The Atocha was driven off course by a hurricane that scattered the fleet, then wrecked on September 6 on the coral reefs off the Keys. Only five of the 265 members of the crew and passengers survived.
After the surviving ships brought the news of the disaster back to Havana Spanish authorities dispatched another five ships to salvage the Atocha and the Santa Margarita, which had run aground near where the Atocha sank. The Atocha had sunk in approximately 50 feet of water, making it difficult for divers to retrieve any of the cargo or guns from the ship. A second hurricane in October of that year made attempts at salvage even more difficult by burying or scattering the wreckage of the ship still further.
The loss of the 1622 fleet had an immediate impact on Spain, forcing it to borrow more to finance its role in the Thirty Years War and to sell several galleons to raise funds. While their efforts over the next ten years to salvage the Margarita were successful, the Spanish never relocated the Atocha.
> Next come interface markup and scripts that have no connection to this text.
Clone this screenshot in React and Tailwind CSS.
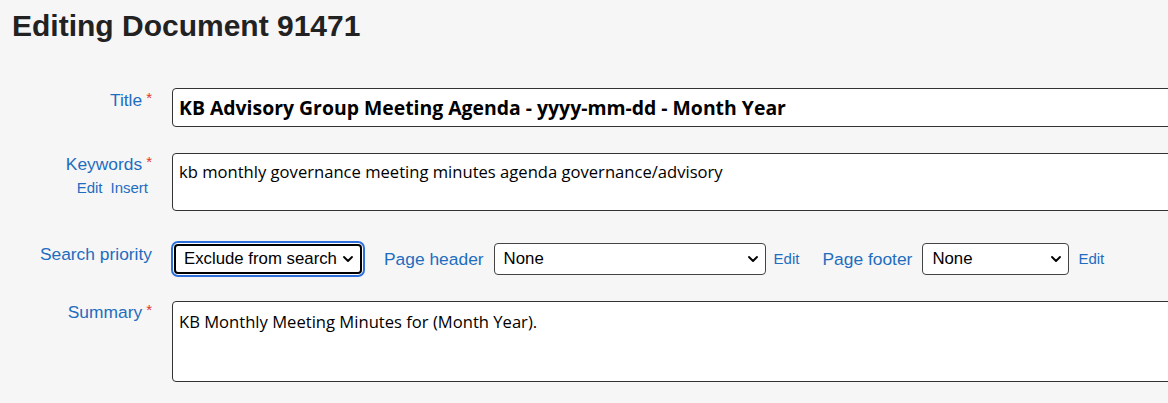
import { ChevronDown } from 'lucide-react'

const LABEL = "text-[#1e6dbf] text-[17.4px] font-['Liberation_Sans',Arial,sans-serif]"
const FIELD = "font-['Open_Sans',sans-serif] text-[16.6px] text-black"
const LINK = "text-[15px] text-[#1e6dbf] font-['Liberation_Sans',Arial,sans-serif]"

function Req() {
  return <span className="text-[#e0342b] text-[15px] ml-1 relative -top-[3px]">*</span>
}

function Select({ value, width, focused }) {
  return (
    <div
      className={`flex items-center justify-between bg-white border border-[#444] rounded-[4px] pr-[4px] text-[16.8px] text-black font-['Liberation_Sans',Arial,sans-serif] ${width} ${
        focused ? 'h-[30px] pl-[8px] border-2 border-black shadow-[0_0_0_1px_#fff,0_0_0_3px_#2f6fdc]' : 'h-[32px] pl-[9px]'
      }`}
    >
      <span className="whitespace-nowrap">{value}</span>
      <ChevronDown size={16} strokeWidth={2.8} className="text-black shrink-0" />
    </div>
  )
}

export default function App() {
  return (
    <div className="w-[1168px] h-[403px] overflow-hidden bg-[#f6f6f6]">
      <h1 className="pl-[12px] pt-[6px] text-[30px] leading-[40px] font-bold text-[#222] font-['Liberation_Sans',Arial,sans-serif]">
        Editing Document 91471
      </h1>

      <div className="mt-[42px] flex">
        <div className={`w-[152px] shrink-0 text-right -mt-[1px] ${LABEL}`}>
          Title<Req />
        </div>
        <div className="ml-[20px] w-[1020px] shrink-0 h-[39px] bg-white border border-[#333] rounded-[4px] px-[6px] flex items-center font-['Open_Sans',sans-serif] text-[19.4px] font-bold text-black">
          KB Advisory Group Meeting Agenda - yyyy-mm-dd - Month Year
        </div>
      </div>

      <div className="mt-[26px] flex">
        <div className="w-[152px] shrink-0 text-right -mt-[2px]">
          <div className={LABEL}>Keywords<Req /></div>
          <div className={`flex justify-end gap-[8px] pr-[4px] ${LINK}`}>
            <span>Edit</span>
            <span>Insert</span>
          </div>
        </div>
        <div className={`ml-[20px] w-[1020px] shrink-0 h-[58px] bg-white border border-[#333] rounded-[4px] px-[6px] pt-[6px] ${FIELD}`}>
          kb monthly governance meeting minutes agenda governance/advisory
        </div>
      </div>

      <div className="mt-[32px] flex items-center">
        <div className={`w-[152px] shrink-0 text-right -mt-[9px] ${LABEL}`}>Search priority</div>
        <div className="ml-[22px]">
          <Select value="Exclude from search" width="w-[188px]" focused />
        </div>
        <div className={`ml-[22px] ${LABEL}`}>Page header</div>
        <div className="ml-[10px]">
          <Select value="None" width="w-[272px]" />
        </div>
        <span className={`ml-[8px] ${LINK}`}>Edit</span>
        <div className={`ml-[23px] ${LABEL}`}>Page footer</div>
        <div className="ml-[10px]">
          <Select value="None" width="w-[147px]" />
        </div>
        <span className={`ml-[9px] ${LINK}`}>Edit</span>
      </div>

      <div className="mt-[26px] flex">
        <div className={`w-[152px] shrink-0 text-right -mt-[2px] ${LABEL}`}>
          Summary<Req />
        </div>
        <div className={`ml-[20px] w-[1020px] shrink-0 h-[81px] bg-white border border-[#333] rounded-[4px] px-[6px] pt-[8px] ${FIELD}`}>
          KB Monthly Meeting Minutes for (Month Year).
        </div>
      </div>
    </div>
  )
}
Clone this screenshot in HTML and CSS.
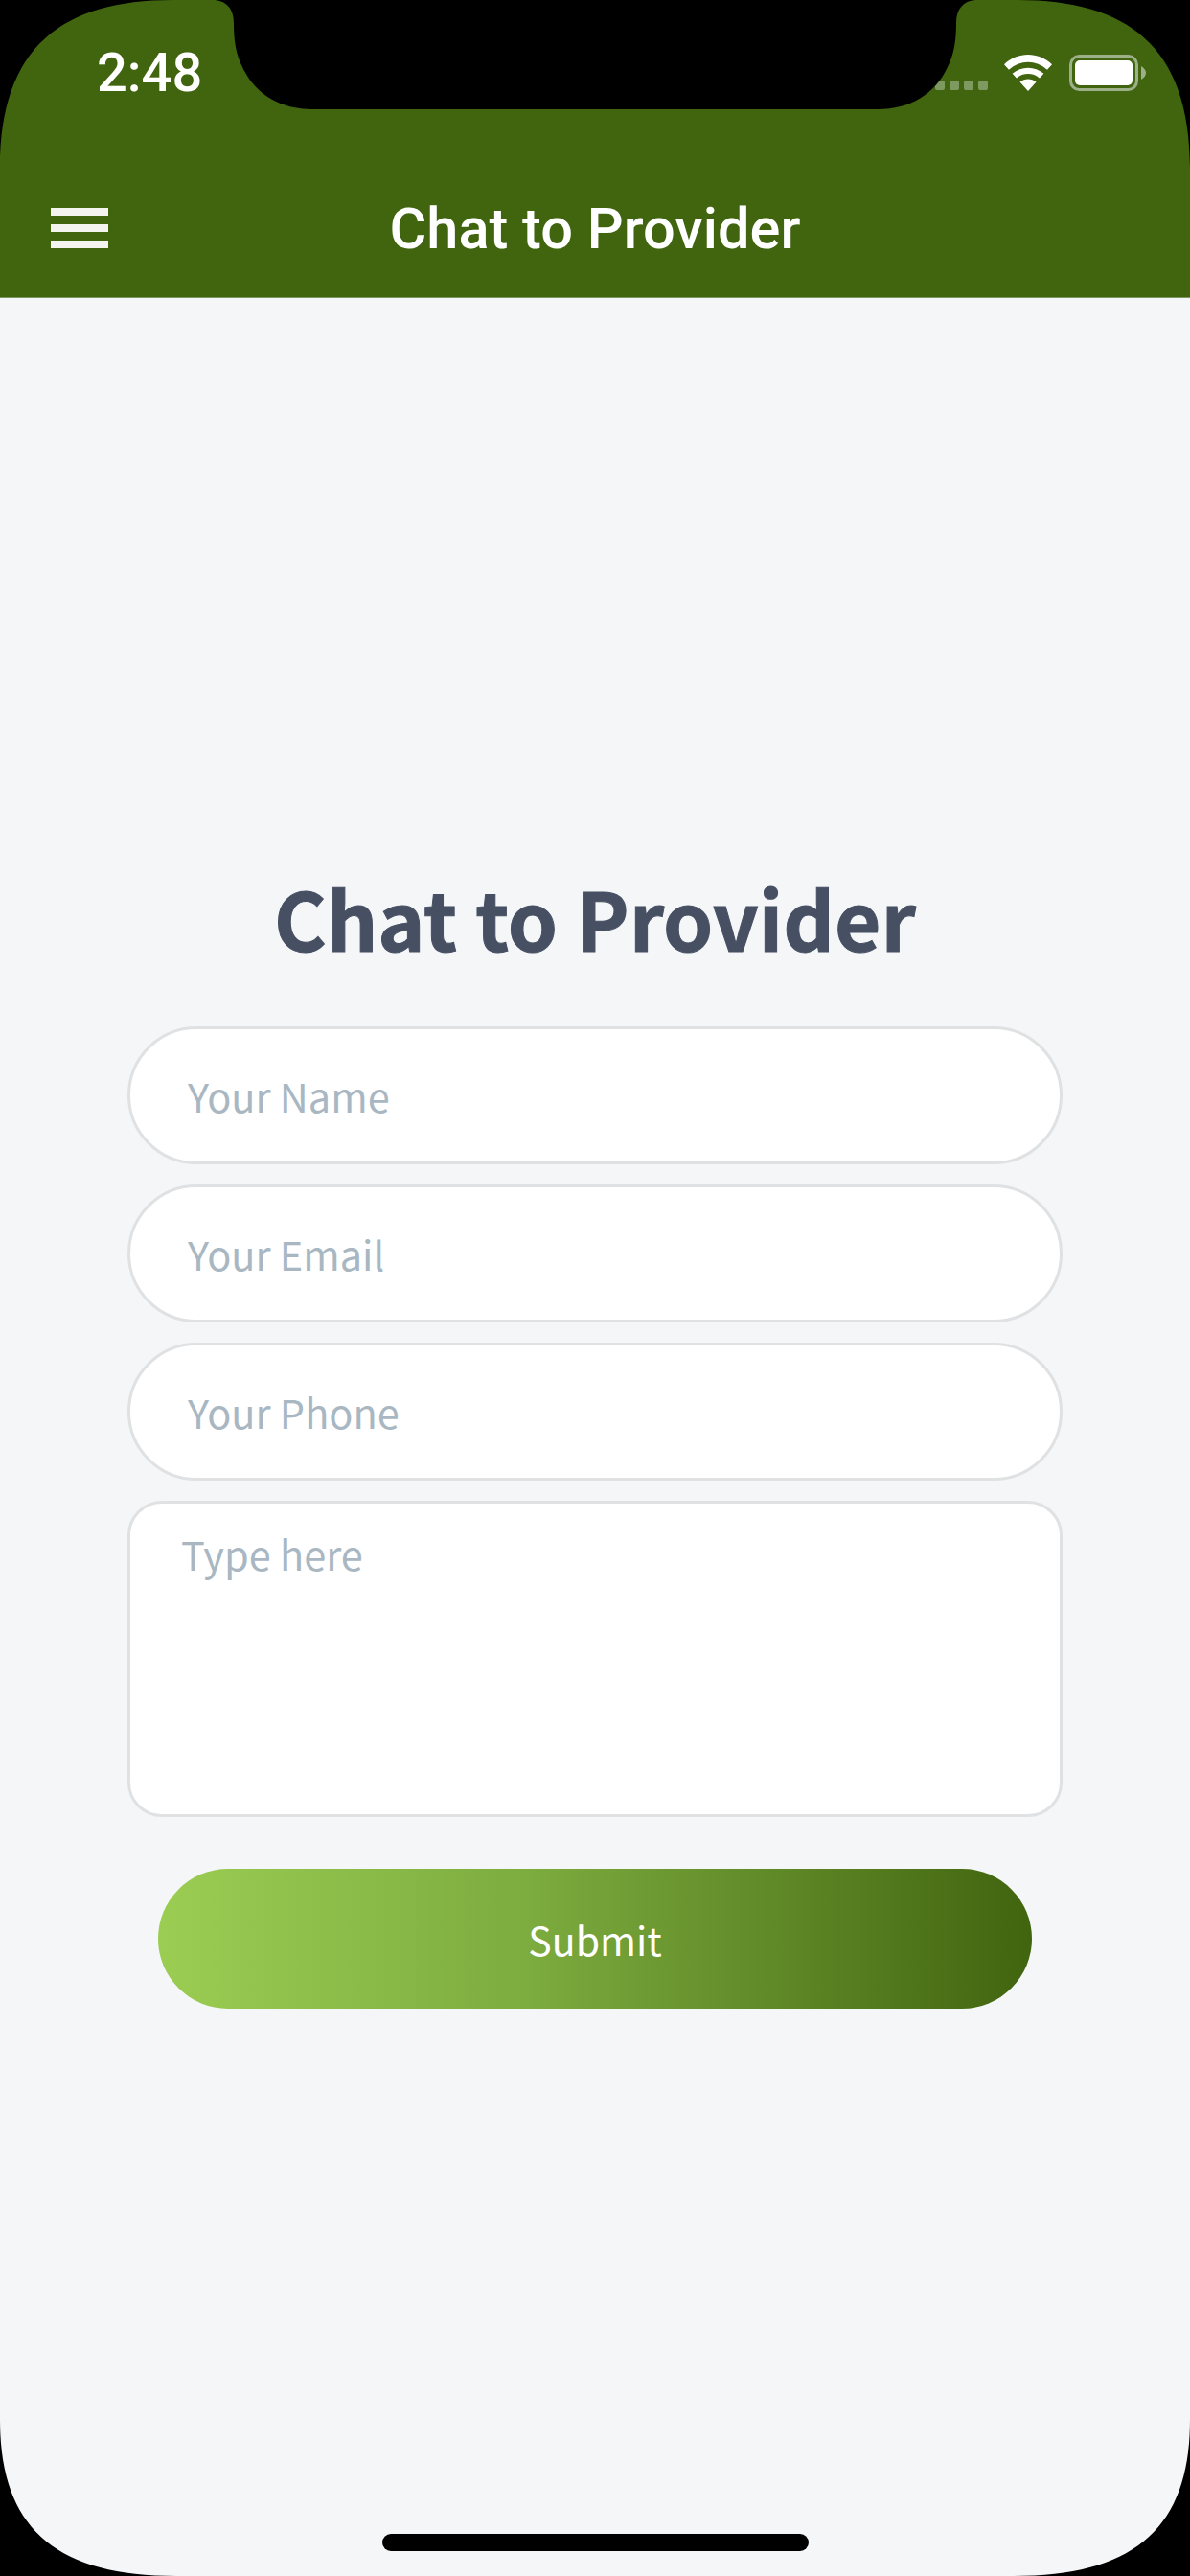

An American treasure hunter, Mel Fisher, found the wrecked cargoes of the Santa Margarita in 1980 and the Atocha in 1985. Fisher had to go through more than a decade of litigation with both the United States government, which claimed title to the wreck, and the State of Florida, which had seized many of the items Fisher had retrieved from his earliest salvage expeditions, in order to realize any profit from his efforts.
Atocha is also the name of a rich silver-mining region located in present-day Bolivia. General Minerals Corporation currently conducts mining operations there.